### Goal:
Extract and list every line that contains the word "index".

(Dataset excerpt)
## begin

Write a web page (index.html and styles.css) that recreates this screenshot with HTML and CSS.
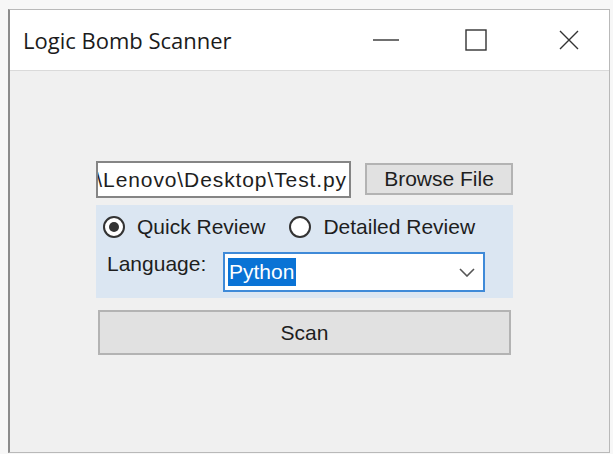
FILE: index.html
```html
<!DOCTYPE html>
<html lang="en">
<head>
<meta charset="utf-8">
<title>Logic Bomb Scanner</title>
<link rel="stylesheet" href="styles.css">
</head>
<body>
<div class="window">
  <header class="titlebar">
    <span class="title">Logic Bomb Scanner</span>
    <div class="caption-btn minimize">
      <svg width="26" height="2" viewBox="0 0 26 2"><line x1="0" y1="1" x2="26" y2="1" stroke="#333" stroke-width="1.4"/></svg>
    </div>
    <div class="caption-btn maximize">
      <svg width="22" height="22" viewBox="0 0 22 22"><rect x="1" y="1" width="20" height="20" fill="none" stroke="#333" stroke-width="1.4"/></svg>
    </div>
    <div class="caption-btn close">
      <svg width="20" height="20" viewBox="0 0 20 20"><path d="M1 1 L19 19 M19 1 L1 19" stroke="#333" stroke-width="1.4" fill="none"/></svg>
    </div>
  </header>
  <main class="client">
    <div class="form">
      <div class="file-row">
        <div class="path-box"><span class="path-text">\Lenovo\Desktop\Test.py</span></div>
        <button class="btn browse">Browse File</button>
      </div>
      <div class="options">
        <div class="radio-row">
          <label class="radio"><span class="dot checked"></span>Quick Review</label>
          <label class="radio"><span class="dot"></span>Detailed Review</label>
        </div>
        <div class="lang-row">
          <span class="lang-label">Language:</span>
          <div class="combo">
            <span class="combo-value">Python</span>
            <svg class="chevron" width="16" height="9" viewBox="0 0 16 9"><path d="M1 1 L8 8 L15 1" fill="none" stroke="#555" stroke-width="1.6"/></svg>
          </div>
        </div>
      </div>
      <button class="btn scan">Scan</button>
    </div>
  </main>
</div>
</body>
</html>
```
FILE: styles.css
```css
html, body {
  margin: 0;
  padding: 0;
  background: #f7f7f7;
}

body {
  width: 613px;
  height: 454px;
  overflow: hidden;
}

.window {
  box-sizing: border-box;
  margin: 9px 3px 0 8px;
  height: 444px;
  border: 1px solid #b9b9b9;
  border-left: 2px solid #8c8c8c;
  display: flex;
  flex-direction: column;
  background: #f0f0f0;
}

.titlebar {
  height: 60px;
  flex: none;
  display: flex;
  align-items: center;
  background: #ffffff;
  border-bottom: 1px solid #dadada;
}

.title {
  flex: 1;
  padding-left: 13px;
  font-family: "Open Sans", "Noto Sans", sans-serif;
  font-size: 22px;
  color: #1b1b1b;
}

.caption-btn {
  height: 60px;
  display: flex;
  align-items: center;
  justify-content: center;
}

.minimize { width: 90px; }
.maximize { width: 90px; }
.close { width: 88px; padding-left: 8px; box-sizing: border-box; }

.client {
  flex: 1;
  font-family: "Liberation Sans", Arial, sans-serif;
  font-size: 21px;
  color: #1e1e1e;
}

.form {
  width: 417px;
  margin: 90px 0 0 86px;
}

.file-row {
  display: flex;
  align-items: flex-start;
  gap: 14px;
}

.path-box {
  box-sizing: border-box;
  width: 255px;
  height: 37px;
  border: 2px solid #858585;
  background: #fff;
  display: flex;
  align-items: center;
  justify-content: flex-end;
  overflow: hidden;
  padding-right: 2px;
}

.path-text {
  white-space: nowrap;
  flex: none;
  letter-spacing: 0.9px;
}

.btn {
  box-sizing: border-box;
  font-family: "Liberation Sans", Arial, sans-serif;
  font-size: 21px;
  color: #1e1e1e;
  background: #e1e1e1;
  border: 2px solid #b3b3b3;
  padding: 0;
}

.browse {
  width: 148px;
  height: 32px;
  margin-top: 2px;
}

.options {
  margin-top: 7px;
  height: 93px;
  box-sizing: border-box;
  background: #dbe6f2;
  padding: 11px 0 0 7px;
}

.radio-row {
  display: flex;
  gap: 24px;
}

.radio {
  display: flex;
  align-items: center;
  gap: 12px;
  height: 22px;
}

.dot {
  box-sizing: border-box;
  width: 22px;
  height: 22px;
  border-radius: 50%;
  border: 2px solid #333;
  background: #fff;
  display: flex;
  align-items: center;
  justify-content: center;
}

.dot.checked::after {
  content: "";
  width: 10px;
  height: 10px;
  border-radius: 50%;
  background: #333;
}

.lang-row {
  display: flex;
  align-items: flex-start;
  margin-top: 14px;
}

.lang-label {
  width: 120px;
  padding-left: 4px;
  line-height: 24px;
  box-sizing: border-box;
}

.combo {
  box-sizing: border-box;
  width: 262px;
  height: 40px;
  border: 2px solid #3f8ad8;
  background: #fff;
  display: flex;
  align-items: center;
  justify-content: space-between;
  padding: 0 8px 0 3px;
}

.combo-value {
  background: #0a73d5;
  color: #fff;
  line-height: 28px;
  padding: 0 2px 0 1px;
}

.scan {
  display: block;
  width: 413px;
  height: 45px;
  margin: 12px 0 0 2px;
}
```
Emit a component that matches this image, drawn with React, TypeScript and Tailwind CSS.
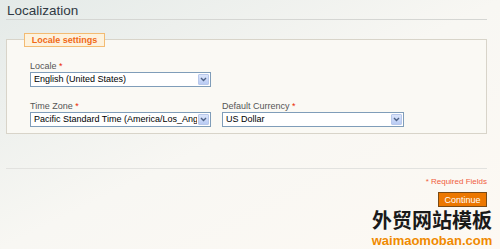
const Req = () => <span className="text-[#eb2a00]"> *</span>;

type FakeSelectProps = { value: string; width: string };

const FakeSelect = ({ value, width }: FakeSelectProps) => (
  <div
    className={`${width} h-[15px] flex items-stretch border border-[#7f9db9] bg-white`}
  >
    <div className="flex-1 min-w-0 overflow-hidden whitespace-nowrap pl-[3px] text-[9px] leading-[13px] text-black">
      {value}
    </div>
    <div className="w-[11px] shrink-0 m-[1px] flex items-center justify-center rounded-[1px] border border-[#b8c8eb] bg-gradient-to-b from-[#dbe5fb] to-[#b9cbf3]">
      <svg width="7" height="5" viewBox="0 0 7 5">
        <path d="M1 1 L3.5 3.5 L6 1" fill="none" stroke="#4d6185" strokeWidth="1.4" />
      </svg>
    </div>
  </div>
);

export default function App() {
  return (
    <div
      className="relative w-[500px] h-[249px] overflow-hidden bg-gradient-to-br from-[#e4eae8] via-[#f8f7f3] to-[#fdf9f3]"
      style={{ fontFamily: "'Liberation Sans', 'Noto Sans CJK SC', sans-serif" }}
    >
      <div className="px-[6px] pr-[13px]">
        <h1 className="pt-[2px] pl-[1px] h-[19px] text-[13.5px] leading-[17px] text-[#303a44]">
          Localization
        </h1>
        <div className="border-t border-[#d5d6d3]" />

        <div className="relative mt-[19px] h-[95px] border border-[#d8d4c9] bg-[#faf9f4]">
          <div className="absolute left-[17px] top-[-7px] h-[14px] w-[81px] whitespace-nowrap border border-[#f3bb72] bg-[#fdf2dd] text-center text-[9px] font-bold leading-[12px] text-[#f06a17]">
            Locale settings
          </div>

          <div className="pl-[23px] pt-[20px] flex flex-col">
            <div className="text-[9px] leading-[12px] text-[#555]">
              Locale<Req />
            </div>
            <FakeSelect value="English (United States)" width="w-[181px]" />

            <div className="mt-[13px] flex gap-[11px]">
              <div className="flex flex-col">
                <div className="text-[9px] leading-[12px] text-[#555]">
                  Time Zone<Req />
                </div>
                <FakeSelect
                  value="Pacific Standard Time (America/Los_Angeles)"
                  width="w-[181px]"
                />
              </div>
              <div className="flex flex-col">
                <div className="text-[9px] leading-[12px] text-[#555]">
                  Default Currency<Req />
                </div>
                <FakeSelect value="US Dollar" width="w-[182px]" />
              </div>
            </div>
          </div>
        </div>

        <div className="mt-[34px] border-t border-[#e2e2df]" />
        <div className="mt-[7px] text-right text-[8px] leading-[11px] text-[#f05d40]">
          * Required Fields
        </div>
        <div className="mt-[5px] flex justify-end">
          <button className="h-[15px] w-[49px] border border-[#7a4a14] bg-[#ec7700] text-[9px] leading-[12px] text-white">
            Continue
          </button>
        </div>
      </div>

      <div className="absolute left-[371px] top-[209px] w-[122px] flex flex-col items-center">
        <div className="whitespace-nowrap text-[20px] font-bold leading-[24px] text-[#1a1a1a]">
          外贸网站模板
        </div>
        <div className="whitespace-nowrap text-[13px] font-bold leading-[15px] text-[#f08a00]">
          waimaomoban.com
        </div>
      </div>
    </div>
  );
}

## end

### In response:
Write a web page (index.html and styles.css) that recreates this screenshot with HTML and CSS.
FILE: index.html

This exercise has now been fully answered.